Wędkarze byli uwięzieni na krze na Zalewie Wiślanym. Na szczęście nic im się nie stało, bo w porę z pomocą przyszła załoga poduszkowca Straży Granicznej.
Po 13:00 strażacy dostali zgłoszenie, że na wysokości Różańca na krze utknęło czterech mężczyzn. Wędkarze znajdowali się pół kilometra od brzegu i nie mogli samodzielnie powrócić na ląd. Do akcji wystartował poduszkowiec Straży Granicznej.
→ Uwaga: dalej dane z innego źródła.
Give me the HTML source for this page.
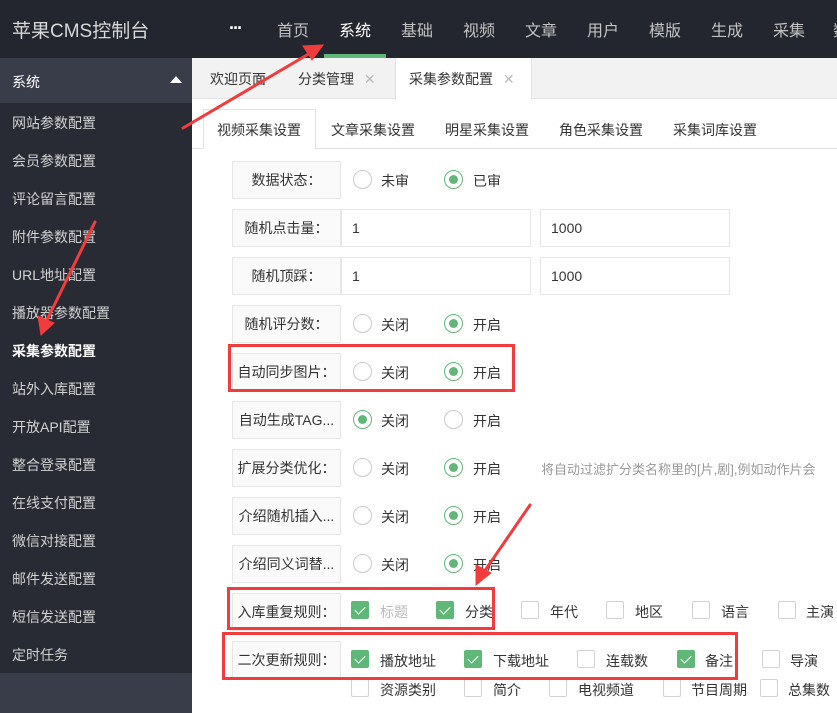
<!DOCTYPE html>
<html><head><meta charset="utf-8">
<style>
*{margin:0;padding:0;box-sizing:border-box}
body{width:837px;height:713px;overflow:hidden;position:relative;background:#fff;font-family:"Liberation Sans","Noto Sans CJK SC",sans-serif;font-size:14px;color:#333}
.a{position:absolute;white-space:nowrap}
#top{left:0;top:0;width:837px;height:58px;background:#23262e}
.nav{top:17px;font-size:16px;color:#c2c2c2}
#side{left:0;top:58px;width:192px;height:655px;background:#282b33}
.si{left:12px;font-size:14px;color:#d2d2d2}
.lb{left:232px;width:109px;height:38px;border:1px solid #e6e6e6;background:#fafafa;text-align:center;line-height:36px;font-size:14px;color:#333}
.in{height:38px;border:1px solid #e6e6e6;background:#fff;line-height:36px;padding-left:10px;font-size:14px;color:#333}
.r{width:19px;height:19px;border:1px solid #c9c9c9;border-radius:50%;background:#fff}
.r.on{border-color:#5fb878}
.r.on::after{content:"";position:absolute;left:4px;top:4px;width:9px;height:9px;border-radius:50%;background:#5fb878}
.t{font-size:14px;color:#333}
.c{width:18px;height:18px;border:1px solid #d2d2d2;border-radius:2px;background:#fff}
.c.on{background:#5fb878;border-color:#5fb878}
.c.on::after{content:"";position:absolute;left:5px;top:2px;width:5px;height:9px;border:solid #fff;border-width:0 1.5px 1.5px 0;transform:rotate(45deg)}
.red{border:3px solid #f03c3c}
</style></head><body>
<div class="a" id="top"></div>
<div class="a" style="left:12px;top:16px;font-size:19px;color:#d8d8d8">苹果CMS控制台</div>
<div class="a" style="left:229px;top:18px;color:#fff;font-weight:bold;font-size:18px;letter-spacing:-2px">···</div>
<div class="a nav" style="left:277px">首页</div>
<div class="a nav" style="left:339px;color:#fff">系统</div>
<div class="a" style="left:324px;top:54px;width:62px;height:4px;background:#5fb878"></div>
<div class="a nav" style="left:401px">基础</div>
<div class="a nav" style="left:463px">视频</div>
<div class="a nav" style="left:525px">文章</div>
<div class="a nav" style="left:587px">用户</div>
<div class="a nav" style="left:649px">模版</div>
<div class="a nav" style="left:711px">生成</div>
<div class="a nav" style="left:773px">采集</div>
<div class="a nav" style="left:833px">数</div>

<div class="a" id="side"></div>
<div class="a" style="left:0;top:58px;width:192px;height:45px;background:#393d49"></div>
<div class="a" style="left:12px;top:72px;color:#fff;font-size:14px">系统</div>
<div class="a" style="left:170px;top:76px;width:0;height:0;border-left:6px solid transparent;border-right:6px solid transparent;border-bottom:7px solid #fff"></div>
<div class="a si" style="top:113px">网站参数配置</div>
<div class="a si" style="top:151px">会员参数配置</div>
<div class="a si" style="top:189px">评论留言配置</div>
<div class="a si" style="top:227px">附件参数配置</div>
<div class="a si" style="top:265px">URL地址配置</div>
<div class="a si" style="top:303px">播放器参数配置</div>
<div class="a si" style="top:341px;color:#fff;font-weight:bold">采集参数配置</div>
<div class="a si" style="top:379px">站外入库配置</div>
<div class="a si" style="top:417px">开放API配置</div>
<div class="a si" style="top:455px">整合登录配置</div>
<div class="a si" style="top:493px">在线支付配置</div>
<div class="a si" style="top:531px">微信对接配置</div>
<div class="a si" style="top:569px">邮件发送配置</div>
<div class="a si" style="top:607px">短信发送配置</div>
<div class="a si" style="top:645px">定时任务</div>
<div class="a" style="left:0;top:673px;width:192px;height:40px;background:#393d49"></div>

<div class="a" style="left:192px;top:58px;width:645px;height:41px;background:#f2f2f2;border-bottom:1px solid #e2e2e2"></div>
<div class="a" style="left:210px;top:69px">欢迎页面</div>
<div class="a" style="left:298px;top:69px">分类管理 <span style="color:#bbb;margin-left:6px">✕</span></div>
<div class="a" style="left:395px;top:58px;width:137px;height:42px;background:#fff;border-left:1px solid #e2e2e2;border-right:1px solid #e2e2e2"></div>
<div class="a" style="left:409px;top:69px">采集参数配置 <span style="color:#bbb;margin-left:6px">✕</span></div>

<div class="a" style="left:192px;top:148px;width:645px;height:1px;background:#e2e2e2"></div>
<div class="a" style="left:203px;top:109px;width:113px;height:40px;background:#fff;border:1px solid #e2e2e2;border-bottom:none"></div>
<div class="a" style="left:217px;top:120px">视频采集设置</div>
<div class="a" style="left:331px;top:120px">文章采集设置</div>
<div class="a" style="left:445px;top:120px">明星采集设置</div>
<div class="a" style="left:559px;top:120px">角色采集设置</div>
<div class="a" style="left:673px;top:120px">采集词库设置</div>

<div class="a lb" style="top:161px">数据状态：</div>
<div class="a r" style="left:353px;top:170px"></div><div class="a t" style="left:381px;top:171px">未审</div>
<div class="a r on" style="left:444px;top:170px"></div><div class="a t" style="left:473px;top:171px">已审</div>

<div class="a lb" style="top:209px">随机点击量：</div>
<div class="a in" style="left:341px;top:209px;width:190px">1</div>
<div class="a in" style="left:540px;top:209px;width:190px">1000</div>

<div class="a lb" style="top:257px">随机顶踩：</div>
<div class="a in" style="left:341px;top:257px;width:190px">1</div>
<div class="a in" style="left:540px;top:257px;width:190px">1000</div>

<div class="a lb" style="top:305px">随机评分数：</div>
<div class="a r" style="left:353px;top:314px"></div><div class="a t" style="left:381px;top:315px">关闭</div>
<div class="a r on" style="left:444px;top:314px"></div><div class="a t" style="left:473px;top:315px">开启</div>

<div class="a lb" style="top:353px">自动同步图片：</div>
<div class="a r" style="left:353px;top:362px"></div><div class="a t" style="left:381px;top:363px">关闭</div>
<div class="a r on" style="left:444px;top:362px"></div><div class="a t" style="left:473px;top:363px">开启</div>

<div class="a lb" style="top:401px">自动生成TAG...</div>
<div class="a r on" style="left:353px;top:410px"></div><div class="a t" style="left:381px;top:411px">关闭</div>
<div class="a r" style="left:444px;top:410px"></div><div class="a t" style="left:473px;top:411px">开启</div>

<div class="a lb" style="top:449px">扩展分类优化：</div>
<div class="a r" style="left:353px;top:458px"></div><div class="a t" style="left:381px;top:459px">关闭</div>
<div class="a r on" style="left:444px;top:458px"></div><div class="a t" style="left:473px;top:459px">开启</div>
<div class="a" style="left:541px;top:459px;color:#999;font-size:13px">将自动过滤扩分类名称里的[片,剧],例如动作片会</div>

<div class="a lb" style="top:497px">介绍随机插入...</div>
<div class="a r" style="left:353px;top:506px"></div><div class="a t" style="left:381px;top:507px">关闭</div>
<div class="a r on" style="left:444px;top:506px"></div><div class="a t" style="left:473px;top:507px">开启</div>

<div class="a lb" style="top:545px">介绍同义词替...</div>
<div class="a r" style="left:353px;top:554px"></div><div class="a t" style="left:381px;top:555px">关闭</div>
<div class="a r on" style="left:444px;top:554px"></div><div class="a t" style="left:473px;top:555px">开启</div>

<div class="a lb" style="top:593px">入库重复规则：</div>
<div class="a c on" style="left:351px;top:601px"></div><div class="a t" style="left:380px;top:602px;color:#bbb">标题</div>
<div class="a c on" style="left:436px;top:601px"></div><div class="a t" style="left:465px;top:602px">分类</div>
<div class="a c" style="left:521px;top:601px"></div><div class="a t" style="left:550px;top:602px">年代</div>
<div class="a c" style="left:606px;top:601px"></div><div class="a t" style="left:635px;top:602px">地区</div>
<div class="a c" style="left:692px;top:601px"></div><div class="a t" style="left:721px;top:602px">语言</div>
<div class="a c" style="left:778px;top:601px"></div><div class="a t" style="left:806px;top:602px">主演</div>

<div class="a lb" style="top:641px">二次更新规则：</div>
<div class="a c on" style="left:351px;top:650px"></div><div class="a t" style="left:380px;top:651px">播放地址</div>
<div class="a c on" style="left:464px;top:650px"></div><div class="a t" style="left:493px;top:651px">下载地址</div>
<div class="a c" style="left:577px;top:650px"></div><div class="a t" style="left:606px;top:651px">连载数</div>
<div class="a c on" style="left:677px;top:650px"></div><div class="a t" style="left:705px;top:651px">备注</div>
<div class="a c" style="left:762px;top:650px"></div><div class="a t" style="left:790px;top:651px">导演</div>
<div class="a c" style="left:351px;top:679px"></div><div class="a t" style="left:380px;top:680px">资源类别</div>
<div class="a c" style="left:464px;top:679px"></div><div class="a t" style="left:493px;top:680px">简介</div>
<div class="a c" style="left:549px;top:679px"></div><div class="a t" style="left:578px;top:680px">电视频道</div>
<div class="a c" style="left:663px;top:679px"></div><div class="a t" style="left:691px;top:680px">节目周期</div>
<div class="a c" style="left:760px;top:679px"></div><div class="a t" style="left:788px;top:680px">总集数</div>

<div class="a red" style="left:228px;top:344px;width:287px;height:48px"></div>
<div class="a red" style="left:227px;top:587px;width:268px;height:43px"></div>
<div class="a red" style="left:222px;top:632px;width:516px;height:48px"></div>

<svg class="a" style="left:0;top:0" width="837" height="713">
<g fill="#f03c3c" stroke="#f03c3c" stroke-width="3" stroke-linecap="round">
<line x1="183" y1="128" x2="312" y2="52"/>
<polygon points="323,45 303,46 312,60" stroke-width="1"/>
<line x1="95" y1="222" x2="46" y2="322"/>
<polygon points="41,335 38,316 54,323" stroke-width="1"/>
<line x1="530" y1="505" x2="484" y2="572"/>
<polygon points="476,585 476,565 491,573" stroke-width="1"/>
</g></svg>
</body></html>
– By nie dopuścić do załamania lodu, dowódca poduszkowca nakazał mężczyznom rozproszyć się. Wtedy jeden z załogantów ubrany w specjalny skafander, zabezpieczony linką asekuracyjną, zszedł na lód i po kolei pomógł każdemu z wędkarzy wejść na pokład poduszkowca – poinformował kapitan Andrzej Juźwiak z Morskiego Oddziału Straży Granicznej.
Żaden z mężczyzn nie potrzebował pomocy lekarza. Wszystkich bezpiecznie przetransportowano na ląd. Strażacy przestrzegają, że wchodzenie na lód podczas dodatniej temperatury może skończyć się tragedią.